==== RECORD EXCERPTS
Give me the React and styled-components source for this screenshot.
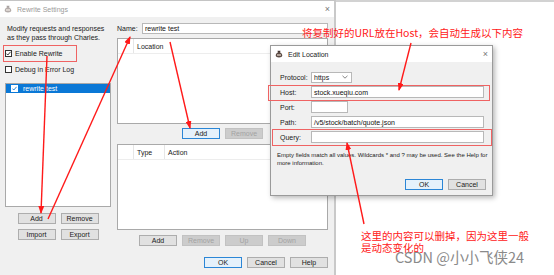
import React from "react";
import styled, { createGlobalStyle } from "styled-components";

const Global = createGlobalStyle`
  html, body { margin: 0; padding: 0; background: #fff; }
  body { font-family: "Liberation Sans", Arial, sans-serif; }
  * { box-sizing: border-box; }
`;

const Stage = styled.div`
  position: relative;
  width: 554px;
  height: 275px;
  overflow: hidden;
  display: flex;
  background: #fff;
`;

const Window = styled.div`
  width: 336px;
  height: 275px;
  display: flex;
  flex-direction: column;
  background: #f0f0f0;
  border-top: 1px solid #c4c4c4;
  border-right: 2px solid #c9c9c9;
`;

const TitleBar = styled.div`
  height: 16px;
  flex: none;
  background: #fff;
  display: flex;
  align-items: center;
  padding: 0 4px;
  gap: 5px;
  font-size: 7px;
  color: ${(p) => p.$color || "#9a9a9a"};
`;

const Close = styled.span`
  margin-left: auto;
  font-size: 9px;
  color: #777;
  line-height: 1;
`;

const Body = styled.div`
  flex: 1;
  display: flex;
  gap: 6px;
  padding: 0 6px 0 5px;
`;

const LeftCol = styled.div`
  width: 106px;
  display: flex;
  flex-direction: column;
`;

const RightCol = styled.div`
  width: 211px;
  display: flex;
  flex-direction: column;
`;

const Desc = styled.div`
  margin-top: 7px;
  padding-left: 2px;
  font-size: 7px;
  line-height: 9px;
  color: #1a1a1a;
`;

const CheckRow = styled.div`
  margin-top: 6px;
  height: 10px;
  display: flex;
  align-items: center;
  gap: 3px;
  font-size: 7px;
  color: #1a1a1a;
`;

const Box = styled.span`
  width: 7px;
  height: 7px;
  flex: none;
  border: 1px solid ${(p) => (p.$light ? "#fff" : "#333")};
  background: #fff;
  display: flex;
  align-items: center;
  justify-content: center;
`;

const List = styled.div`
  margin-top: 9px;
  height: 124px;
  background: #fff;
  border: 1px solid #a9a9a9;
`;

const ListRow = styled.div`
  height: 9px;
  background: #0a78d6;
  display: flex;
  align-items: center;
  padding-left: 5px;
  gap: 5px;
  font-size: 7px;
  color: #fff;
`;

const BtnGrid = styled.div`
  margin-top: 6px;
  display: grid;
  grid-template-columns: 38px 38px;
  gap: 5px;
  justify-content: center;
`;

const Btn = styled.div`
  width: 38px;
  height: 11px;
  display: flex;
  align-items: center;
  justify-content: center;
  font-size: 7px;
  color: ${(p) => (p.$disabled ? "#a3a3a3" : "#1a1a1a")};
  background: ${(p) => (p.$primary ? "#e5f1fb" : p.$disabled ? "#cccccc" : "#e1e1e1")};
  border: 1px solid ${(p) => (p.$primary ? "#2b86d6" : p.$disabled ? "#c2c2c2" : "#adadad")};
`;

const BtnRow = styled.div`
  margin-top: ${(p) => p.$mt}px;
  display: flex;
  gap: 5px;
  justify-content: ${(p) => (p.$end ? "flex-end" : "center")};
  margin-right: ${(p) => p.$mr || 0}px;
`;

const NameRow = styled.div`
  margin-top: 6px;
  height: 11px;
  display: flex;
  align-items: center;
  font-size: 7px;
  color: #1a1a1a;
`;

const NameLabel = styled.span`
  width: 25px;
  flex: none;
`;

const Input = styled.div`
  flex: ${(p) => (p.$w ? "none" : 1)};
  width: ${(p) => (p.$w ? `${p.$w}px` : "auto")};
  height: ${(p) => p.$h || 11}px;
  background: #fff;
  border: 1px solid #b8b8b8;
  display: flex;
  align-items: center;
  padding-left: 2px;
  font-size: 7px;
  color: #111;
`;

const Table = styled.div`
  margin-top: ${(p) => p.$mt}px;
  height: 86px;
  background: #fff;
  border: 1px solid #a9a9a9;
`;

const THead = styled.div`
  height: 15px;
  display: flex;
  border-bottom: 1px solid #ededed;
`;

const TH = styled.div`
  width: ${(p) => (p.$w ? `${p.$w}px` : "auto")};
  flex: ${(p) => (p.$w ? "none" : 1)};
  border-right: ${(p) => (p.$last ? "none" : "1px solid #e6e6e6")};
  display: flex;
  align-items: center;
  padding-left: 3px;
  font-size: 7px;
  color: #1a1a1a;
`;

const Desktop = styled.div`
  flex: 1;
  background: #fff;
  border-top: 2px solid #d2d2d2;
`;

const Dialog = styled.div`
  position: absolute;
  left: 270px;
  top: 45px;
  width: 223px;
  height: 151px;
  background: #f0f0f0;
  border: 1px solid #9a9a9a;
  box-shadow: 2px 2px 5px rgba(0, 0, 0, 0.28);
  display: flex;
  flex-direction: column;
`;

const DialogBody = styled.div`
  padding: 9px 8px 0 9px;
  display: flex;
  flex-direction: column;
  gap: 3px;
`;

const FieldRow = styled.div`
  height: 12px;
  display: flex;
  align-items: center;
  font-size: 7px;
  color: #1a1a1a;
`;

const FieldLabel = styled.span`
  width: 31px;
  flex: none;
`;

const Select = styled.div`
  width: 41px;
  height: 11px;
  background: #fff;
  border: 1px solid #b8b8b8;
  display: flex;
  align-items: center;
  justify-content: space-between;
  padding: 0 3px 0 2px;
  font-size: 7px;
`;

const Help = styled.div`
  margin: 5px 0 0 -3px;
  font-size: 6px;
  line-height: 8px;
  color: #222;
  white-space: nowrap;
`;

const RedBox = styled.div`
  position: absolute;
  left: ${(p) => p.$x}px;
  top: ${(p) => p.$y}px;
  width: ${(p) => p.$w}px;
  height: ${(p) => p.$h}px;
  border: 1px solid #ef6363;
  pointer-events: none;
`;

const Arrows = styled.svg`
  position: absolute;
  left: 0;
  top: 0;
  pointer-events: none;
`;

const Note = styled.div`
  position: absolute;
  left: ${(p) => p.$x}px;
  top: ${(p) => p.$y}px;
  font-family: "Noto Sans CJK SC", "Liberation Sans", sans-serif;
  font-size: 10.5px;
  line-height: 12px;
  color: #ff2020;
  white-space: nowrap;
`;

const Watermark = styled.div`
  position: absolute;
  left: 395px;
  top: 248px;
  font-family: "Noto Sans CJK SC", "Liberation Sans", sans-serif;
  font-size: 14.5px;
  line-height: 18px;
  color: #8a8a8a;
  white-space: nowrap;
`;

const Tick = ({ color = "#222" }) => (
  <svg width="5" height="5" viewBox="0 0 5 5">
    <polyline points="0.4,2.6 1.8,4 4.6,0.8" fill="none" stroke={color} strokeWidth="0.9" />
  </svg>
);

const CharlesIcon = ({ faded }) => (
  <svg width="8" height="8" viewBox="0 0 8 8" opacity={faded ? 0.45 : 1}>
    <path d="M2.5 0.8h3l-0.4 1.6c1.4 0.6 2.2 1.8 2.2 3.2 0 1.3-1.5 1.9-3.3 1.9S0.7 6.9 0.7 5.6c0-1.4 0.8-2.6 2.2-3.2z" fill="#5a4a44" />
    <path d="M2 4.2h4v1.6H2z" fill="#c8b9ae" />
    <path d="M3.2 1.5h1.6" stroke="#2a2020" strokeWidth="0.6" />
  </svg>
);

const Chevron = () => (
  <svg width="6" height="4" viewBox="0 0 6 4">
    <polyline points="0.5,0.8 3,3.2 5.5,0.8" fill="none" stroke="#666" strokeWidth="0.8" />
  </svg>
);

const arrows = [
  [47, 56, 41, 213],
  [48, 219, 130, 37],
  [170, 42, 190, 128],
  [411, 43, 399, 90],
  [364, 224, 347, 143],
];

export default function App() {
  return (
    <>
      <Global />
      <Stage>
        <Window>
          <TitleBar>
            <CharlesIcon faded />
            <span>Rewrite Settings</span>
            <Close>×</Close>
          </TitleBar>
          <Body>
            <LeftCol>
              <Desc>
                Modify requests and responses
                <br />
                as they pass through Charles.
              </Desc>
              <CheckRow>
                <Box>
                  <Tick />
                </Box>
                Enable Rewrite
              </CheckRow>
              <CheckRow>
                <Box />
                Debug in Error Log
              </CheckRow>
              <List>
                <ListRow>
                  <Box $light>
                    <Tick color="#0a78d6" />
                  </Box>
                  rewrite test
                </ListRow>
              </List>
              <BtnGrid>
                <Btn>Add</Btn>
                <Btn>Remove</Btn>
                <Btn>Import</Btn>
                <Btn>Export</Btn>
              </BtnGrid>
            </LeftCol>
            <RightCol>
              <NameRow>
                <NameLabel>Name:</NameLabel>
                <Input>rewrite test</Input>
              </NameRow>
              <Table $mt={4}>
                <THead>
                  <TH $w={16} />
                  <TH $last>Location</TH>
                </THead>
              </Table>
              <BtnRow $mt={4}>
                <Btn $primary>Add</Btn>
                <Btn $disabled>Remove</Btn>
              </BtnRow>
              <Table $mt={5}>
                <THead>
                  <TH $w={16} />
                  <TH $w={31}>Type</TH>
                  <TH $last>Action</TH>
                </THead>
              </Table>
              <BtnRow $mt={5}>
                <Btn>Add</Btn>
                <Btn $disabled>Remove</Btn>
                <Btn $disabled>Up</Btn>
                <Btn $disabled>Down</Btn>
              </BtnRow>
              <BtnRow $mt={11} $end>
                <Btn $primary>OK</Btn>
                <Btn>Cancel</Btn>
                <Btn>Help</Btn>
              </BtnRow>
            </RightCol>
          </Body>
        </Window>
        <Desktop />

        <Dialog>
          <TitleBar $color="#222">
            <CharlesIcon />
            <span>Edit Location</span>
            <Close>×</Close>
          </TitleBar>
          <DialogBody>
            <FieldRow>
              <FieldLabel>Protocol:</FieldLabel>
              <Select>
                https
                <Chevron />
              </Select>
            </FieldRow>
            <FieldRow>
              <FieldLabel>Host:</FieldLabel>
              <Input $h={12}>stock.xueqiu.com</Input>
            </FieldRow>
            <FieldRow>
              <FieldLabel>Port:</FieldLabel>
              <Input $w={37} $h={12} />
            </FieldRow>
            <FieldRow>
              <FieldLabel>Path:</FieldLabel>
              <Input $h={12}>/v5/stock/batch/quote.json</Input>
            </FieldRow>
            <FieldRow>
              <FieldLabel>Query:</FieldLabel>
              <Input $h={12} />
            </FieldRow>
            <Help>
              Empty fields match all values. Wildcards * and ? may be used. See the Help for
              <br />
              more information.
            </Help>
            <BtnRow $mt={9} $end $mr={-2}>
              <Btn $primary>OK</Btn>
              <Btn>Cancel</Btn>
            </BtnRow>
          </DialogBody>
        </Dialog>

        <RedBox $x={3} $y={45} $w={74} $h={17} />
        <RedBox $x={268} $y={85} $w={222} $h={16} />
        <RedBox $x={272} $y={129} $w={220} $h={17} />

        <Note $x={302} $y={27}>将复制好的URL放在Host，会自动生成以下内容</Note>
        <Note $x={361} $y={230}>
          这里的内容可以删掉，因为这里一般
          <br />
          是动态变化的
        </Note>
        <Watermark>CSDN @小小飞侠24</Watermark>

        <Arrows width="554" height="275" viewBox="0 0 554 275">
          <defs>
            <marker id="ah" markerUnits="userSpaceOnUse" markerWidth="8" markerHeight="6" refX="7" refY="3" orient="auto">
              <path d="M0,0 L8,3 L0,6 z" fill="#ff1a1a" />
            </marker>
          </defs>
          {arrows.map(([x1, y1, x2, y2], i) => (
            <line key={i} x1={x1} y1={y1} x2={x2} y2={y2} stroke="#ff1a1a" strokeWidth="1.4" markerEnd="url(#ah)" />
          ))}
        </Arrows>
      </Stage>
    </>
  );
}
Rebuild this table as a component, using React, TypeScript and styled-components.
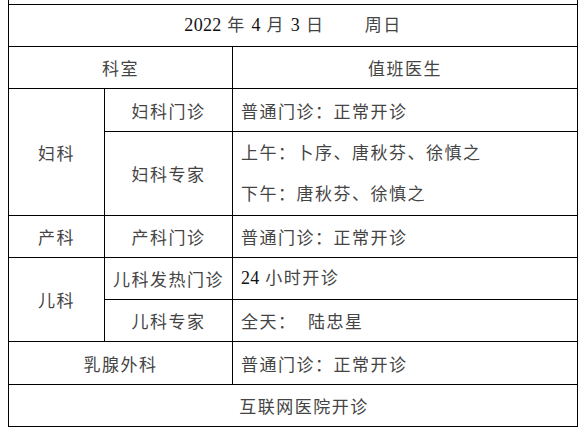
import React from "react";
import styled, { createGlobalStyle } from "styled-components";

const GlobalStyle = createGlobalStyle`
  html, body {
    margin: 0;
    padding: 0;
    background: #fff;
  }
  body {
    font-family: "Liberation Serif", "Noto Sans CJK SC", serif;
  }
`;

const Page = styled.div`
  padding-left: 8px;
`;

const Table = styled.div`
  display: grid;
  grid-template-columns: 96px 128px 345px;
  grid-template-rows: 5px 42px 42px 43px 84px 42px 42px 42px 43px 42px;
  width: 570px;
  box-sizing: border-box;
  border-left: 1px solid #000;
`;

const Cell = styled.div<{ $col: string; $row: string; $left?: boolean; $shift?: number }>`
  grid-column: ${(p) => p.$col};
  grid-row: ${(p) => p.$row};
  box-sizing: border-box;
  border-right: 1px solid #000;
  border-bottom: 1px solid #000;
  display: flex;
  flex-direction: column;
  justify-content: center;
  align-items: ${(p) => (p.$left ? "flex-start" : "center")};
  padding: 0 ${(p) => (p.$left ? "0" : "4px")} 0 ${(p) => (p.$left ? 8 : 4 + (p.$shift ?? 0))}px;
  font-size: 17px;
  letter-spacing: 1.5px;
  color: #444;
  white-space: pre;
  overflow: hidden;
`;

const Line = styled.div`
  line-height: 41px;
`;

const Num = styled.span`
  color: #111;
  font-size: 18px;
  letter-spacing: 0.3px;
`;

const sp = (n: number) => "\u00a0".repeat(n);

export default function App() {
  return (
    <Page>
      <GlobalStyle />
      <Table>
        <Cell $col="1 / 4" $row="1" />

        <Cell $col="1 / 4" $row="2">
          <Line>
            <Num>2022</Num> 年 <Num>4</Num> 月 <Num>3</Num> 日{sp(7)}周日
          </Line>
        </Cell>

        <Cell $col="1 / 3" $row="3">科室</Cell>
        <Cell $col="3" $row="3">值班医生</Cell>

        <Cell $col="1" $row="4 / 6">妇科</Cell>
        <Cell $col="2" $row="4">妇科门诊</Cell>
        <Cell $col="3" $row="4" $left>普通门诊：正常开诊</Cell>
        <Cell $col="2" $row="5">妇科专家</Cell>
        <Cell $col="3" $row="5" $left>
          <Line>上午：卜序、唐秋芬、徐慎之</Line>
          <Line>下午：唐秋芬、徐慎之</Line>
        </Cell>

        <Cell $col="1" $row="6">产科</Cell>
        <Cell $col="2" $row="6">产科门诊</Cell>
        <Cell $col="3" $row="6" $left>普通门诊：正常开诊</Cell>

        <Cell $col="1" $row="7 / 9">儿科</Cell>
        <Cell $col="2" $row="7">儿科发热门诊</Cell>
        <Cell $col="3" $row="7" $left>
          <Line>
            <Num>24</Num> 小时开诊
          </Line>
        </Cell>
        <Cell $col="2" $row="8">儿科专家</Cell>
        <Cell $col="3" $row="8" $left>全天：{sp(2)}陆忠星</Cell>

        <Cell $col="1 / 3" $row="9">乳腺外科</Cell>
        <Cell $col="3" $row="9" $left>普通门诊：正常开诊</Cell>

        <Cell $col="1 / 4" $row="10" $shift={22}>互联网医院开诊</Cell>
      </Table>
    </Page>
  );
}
========
WHAT THE TASK ASKS — Return the material from the line containing "Rebuild this table" through the line containing "const sp = (n: number)", exactly and in full, but without its pictures.

EXERCISE RESULT —
Rebuild this table as a component, using React, TypeScript and styled-components.
import React from "react";
import styled, { createGlobalStyle } from "styled-components";

const GlobalStyle = createGlobalStyle`
  html, body {
    margin: 0;
    padding: 0;
    background: #fff;
  }
  body {
    font-family: "Liberation Serif", "Noto Sans CJK SC", serif;
  }
`;

const Page = styled.div`
  padding-left: 8px;
`;

const Table = styled.div`
  display: grid;
  grid-template-columns: 96px 128px 345px;
  grid-template-rows: 5px 42px 42px 43px 84px 42px 42px 42px 43px 42px;
  width: 570px;
  box-sizing: border-box;
  border-left: 1px solid #000;
`;

const Cell = styled.div<{ $col: string; $row: string; $left?: boolean; $shift?: number }>`
  grid-column: ${(p) => p.$col};
  grid-row: ${(p) => p.$row};
  box-sizing: border-box;
  border-right: 1px solid #000;
  border-bottom: 1px solid #000;
  display: flex;
  flex-direction: column;
  justify-content: center;
  align-items: ${(p) => (p.$left ? "flex-start" : "center")};
  padding: 0 ${(p) => (p.$left ? "0" : "4px")} 0 ${(p) => (p.$left ? 8 : 4 + (p.$shift ?? 0))}px;
  font-size: 17px;
  letter-spacing: 1.5px;
  color: #444;
  white-space: pre;
  overflow: hidden;
`;

const Line = styled.div`
  line-height: 41px;
`;

const Num = styled.span`
  color: #111;
  font-size: 18px;
  letter-spacing: 0.3px;
`;

const sp = (n: number) => "\u00a0".repeat(n);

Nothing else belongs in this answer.